== SOURCE DATA ==

------------------------------------

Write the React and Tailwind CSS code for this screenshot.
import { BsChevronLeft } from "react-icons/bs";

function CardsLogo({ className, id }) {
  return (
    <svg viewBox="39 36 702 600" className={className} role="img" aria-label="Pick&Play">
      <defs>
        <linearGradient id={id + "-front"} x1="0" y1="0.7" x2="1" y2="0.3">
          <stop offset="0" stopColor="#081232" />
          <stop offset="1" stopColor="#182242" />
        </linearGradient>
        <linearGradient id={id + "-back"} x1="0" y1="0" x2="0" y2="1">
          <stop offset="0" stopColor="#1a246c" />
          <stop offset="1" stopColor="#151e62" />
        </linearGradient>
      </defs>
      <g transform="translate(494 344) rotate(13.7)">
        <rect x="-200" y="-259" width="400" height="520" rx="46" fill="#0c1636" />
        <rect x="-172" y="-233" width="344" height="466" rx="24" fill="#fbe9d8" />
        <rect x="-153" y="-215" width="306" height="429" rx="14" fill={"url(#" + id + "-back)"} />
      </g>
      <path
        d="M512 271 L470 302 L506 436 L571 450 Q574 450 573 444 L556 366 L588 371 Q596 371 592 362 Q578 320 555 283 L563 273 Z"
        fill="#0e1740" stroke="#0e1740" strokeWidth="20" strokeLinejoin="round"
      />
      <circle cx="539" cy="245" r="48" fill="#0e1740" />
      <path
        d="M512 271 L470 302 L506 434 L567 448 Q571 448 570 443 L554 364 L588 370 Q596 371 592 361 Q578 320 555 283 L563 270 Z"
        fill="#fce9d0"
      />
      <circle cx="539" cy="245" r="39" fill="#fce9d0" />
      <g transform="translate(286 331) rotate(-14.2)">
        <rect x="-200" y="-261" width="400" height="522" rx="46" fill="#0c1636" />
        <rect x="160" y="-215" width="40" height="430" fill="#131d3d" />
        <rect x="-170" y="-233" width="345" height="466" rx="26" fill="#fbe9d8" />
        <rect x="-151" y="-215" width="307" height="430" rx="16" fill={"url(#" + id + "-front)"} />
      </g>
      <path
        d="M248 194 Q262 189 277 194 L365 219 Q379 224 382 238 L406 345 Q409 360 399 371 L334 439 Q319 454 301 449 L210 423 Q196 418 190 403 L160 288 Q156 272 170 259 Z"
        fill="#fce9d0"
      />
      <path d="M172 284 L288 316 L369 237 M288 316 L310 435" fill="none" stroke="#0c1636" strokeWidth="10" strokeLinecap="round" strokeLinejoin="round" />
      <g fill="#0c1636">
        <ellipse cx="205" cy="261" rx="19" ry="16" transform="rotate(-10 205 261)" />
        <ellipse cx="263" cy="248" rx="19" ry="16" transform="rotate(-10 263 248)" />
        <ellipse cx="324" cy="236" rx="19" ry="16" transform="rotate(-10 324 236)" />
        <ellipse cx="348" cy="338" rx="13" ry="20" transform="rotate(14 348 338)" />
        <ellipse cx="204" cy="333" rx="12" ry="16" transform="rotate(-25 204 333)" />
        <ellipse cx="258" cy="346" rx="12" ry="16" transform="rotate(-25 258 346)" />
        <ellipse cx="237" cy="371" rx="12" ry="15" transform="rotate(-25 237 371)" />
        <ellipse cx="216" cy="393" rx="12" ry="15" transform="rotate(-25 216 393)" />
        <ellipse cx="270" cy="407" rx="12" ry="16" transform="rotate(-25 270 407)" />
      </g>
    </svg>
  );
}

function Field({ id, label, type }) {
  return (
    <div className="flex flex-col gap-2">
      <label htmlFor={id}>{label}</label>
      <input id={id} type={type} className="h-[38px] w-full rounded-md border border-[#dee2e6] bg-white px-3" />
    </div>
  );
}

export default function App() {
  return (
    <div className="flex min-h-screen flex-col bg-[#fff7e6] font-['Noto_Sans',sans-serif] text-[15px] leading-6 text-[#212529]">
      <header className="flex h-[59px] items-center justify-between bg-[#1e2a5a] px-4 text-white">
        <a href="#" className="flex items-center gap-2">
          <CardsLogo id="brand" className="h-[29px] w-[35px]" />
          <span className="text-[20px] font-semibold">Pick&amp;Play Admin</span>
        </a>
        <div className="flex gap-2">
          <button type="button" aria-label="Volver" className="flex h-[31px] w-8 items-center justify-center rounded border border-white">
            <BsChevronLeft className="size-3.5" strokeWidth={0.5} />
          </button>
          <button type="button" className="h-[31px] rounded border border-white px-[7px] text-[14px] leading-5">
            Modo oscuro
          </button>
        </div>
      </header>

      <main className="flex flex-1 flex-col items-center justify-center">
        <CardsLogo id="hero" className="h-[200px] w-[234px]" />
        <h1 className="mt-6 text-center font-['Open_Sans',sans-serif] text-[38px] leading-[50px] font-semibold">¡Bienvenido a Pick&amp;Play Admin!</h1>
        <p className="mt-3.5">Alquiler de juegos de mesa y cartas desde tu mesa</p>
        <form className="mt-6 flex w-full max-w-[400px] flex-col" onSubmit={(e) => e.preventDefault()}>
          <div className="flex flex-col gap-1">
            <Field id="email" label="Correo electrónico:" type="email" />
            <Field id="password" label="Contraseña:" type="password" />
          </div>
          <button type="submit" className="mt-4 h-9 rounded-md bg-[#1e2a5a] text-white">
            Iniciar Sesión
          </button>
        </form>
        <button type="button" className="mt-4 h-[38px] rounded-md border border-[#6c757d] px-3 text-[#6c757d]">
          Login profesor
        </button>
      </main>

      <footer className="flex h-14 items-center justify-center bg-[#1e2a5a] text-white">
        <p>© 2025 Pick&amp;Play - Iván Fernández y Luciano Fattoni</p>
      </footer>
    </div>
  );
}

------------------------------------

== WHAT TO DO ==
Set down the material above again, word for word.

== TASK RESULT ==
Write the React and Tailwind CSS code for this screenshot.
import { BsChevronLeft } from "react-icons/bs";

function CardsLogo({ className, id }) {
  return (
    <svg viewBox="39 36 702 600" className={className} role="img" aria-label="Pick&Play">
      <defs>
        <linearGradient id={id + "-front"} x1="0" y1="0.7" x2="1" y2="0.3">
          <stop offset="0" stopColor="#081232" />
          <stop offset="1" stopColor="#182242" />
        </linearGradient>
        <linearGradient id={id + "-back"} x1="0" y1="0" x2="0" y2="1">
          <stop offset="0" stopColor="#1a246c" />
          <stop offset="1" stopColor="#151e62" />
        </linearGradient>
      </defs>
      <g transform="translate(494 344) rotate(13.7)">
        <rect x="-200" y="-259" width="400" height="520" rx="46" fill="#0c1636" />
        <rect x="-172" y="-233" width="344" height="466" rx="24" fill="#fbe9d8" />
        <rect x="-153" y="-215" width="306" height="429" rx="14" fill={"url(#" + id + "-back)"} />
      </g>
      <path
        d="M512 271 L470 302 L506 436 L571 450 Q574 450 573 444 L556 366 L588 371 Q596 371 592 362 Q578 320 555 283 L563 273 Z"
        fill="#0e1740" stroke="#0e1740" strokeWidth="20" strokeLinejoin="round"
      />
      <circle cx="539" cy="245" r="48" fill="#0e1740" />
      <path
        d="M512 271 L470 302 L506 434 L567 448 Q571 448 570 443 L554 364 L588 370 Q596 371 592 361 Q578 320 555 283 L563 270 Z"
        fill="#fce9d0"
      />
      <circle cx="539" cy="245" r="39" fill="#fce9d0" />
      <g transform="translate(286 331) rotate(-14.2)">
        <rect x="-200" y="-261" width="400" height="522" rx="46" fill="#0c1636" />
        <rect x="160" y="-215" width="40" height="430" fill="#131d3d" />
        <rect x="-170" y="-233" width="345" height="466" rx="26" fill="#fbe9d8" />
        <rect x="-151" y="-215" width="307" height="430" rx="16" fill={"url(#" + id + "-front)"} />
      </g>
      <path
        d="M248 194 Q262 189 277 194 L365 219 Q379 224 382 238 L406 345 Q409 360 399 371 L334 439 Q319 454 301 449 L210 423 Q196 418 190 403 L160 288 Q156 272 170 259 Z"
        fill="#fce9d0"
      />
      <path d="M172 284 L288 316 L369 237 M288 316 L310 435" fill="none" stroke="#0c1636" strokeWidth="10" strokeLinecap="round" strokeLinejoin="round" />
      <g fill="#0c1636">
        <ellipse cx="205" cy="261" rx="19" ry="16" transform="rotate(-10 205 261)" />
        <ellipse cx="263" cy="248" rx="19" ry="16" transform="rotate(-10 263 248)" />
        <ellipse cx="324" cy="236" rx="19" ry="16" transform="rotate(-10 324 236)" />
        <ellipse cx="348" cy="338" rx="13" ry="20" transform="rotate(14 348 338)" />
        <ellipse cx="204" cy="333" rx="12" ry="16" transform="rotate(-25 204 333)" />
        <ellipse cx="258" cy="346" rx="12" ry="16" transform="rotate(-25 258 346)" />
        <ellipse cx="237" cy="371" rx="12" ry="15" transform="rotate(-25 237 371)" />
        <ellipse cx="216" cy="393" rx="12" ry="15" transform="rotate(-25 216 393)" />
        <ellipse cx="270" cy="407" rx="12" ry="16" transform="rotate(-25 270 407)" />
      </g>
    </svg>
  );
}

function Field({ id, label, type }) {
  return (
    <div className="flex flex-col gap-2">
      <label htmlFor={id}>{label}</label>
      <input id={id} type={type} className="h-[38px] w-full rounded-md border border-[#dee2e6] bg-white px-3" />
    </div>
  );
}

export default function App() {
  return (
    <div className="flex min-h-screen flex-col bg-[#fff7e6] font-['Noto_Sans',sans-serif] text-[15px] leading-6 text-[#212529]">
      <header className="flex h-[59px] items-center justify-between bg-[#1e2a5a] px-4 text-white">
        <a href="#" className="flex items-center gap-2">
          <CardsLogo id="brand" className="h-[29px] w-[35px]" />
          <span className="text-[20px] font-semibold">Pick&amp;Play Admin</span>
        </a>
        <div className="flex gap-2">
          <button type="button" aria-label="Volver" className="flex h-[31px] w-8 items-center justify-center rounded border border-white">
            <BsChevronLeft className="size-3.5" strokeWidth={0.5} />
          </button>
          <button type="button" className="h-[31px] rounded border border-white px-[7px] text-[14px] leading-5">
            Modo oscuro
          </button>
        </div>
      </header>

      <main className="flex flex-1 flex-col items-center justify-center">
        <CardsLogo id="hero" className="h-[200px] w-[234px]" />
        <h1 className="mt-6 text-center font-['Open_Sans',sans-serif] text-[38px] leading-[50px] font-semibold">¡Bienvenido a Pick&amp;Play Admin!</h1>
        <p className="mt-3.5">Alquiler de juegos de mesa y cartas desde tu mesa</p>
        <form className="mt-6 flex w-full max-w-[400px] flex-col" onSubmit={(e) => e.preventDefault()}>
          <div className="flex flex-col gap-1">
            <Field id="email" label="Correo electrónico:" type="email" />
            <Field id="password" label="Contraseña:" type="password" />
          </div>
          <button type="submit" className="mt-4 h-9 rounded-md bg-[#1e2a5a] text-white">
            Iniciar Sesión
          </button>
        </form>
        <button type="button" className="mt-4 h-[38px] rounded-md border border-[#6c757d] px-3 text-[#6c757d]">
          Login profesor
        </button>
      </main>

      <footer className="flex h-14 items-center justify-center bg-[#1e2a5a] text-white">
        <p>© 2025 Pick&amp;Play - Iván Fernández y Luciano Fattoni</p>
      </footer>
    </div>
  );
}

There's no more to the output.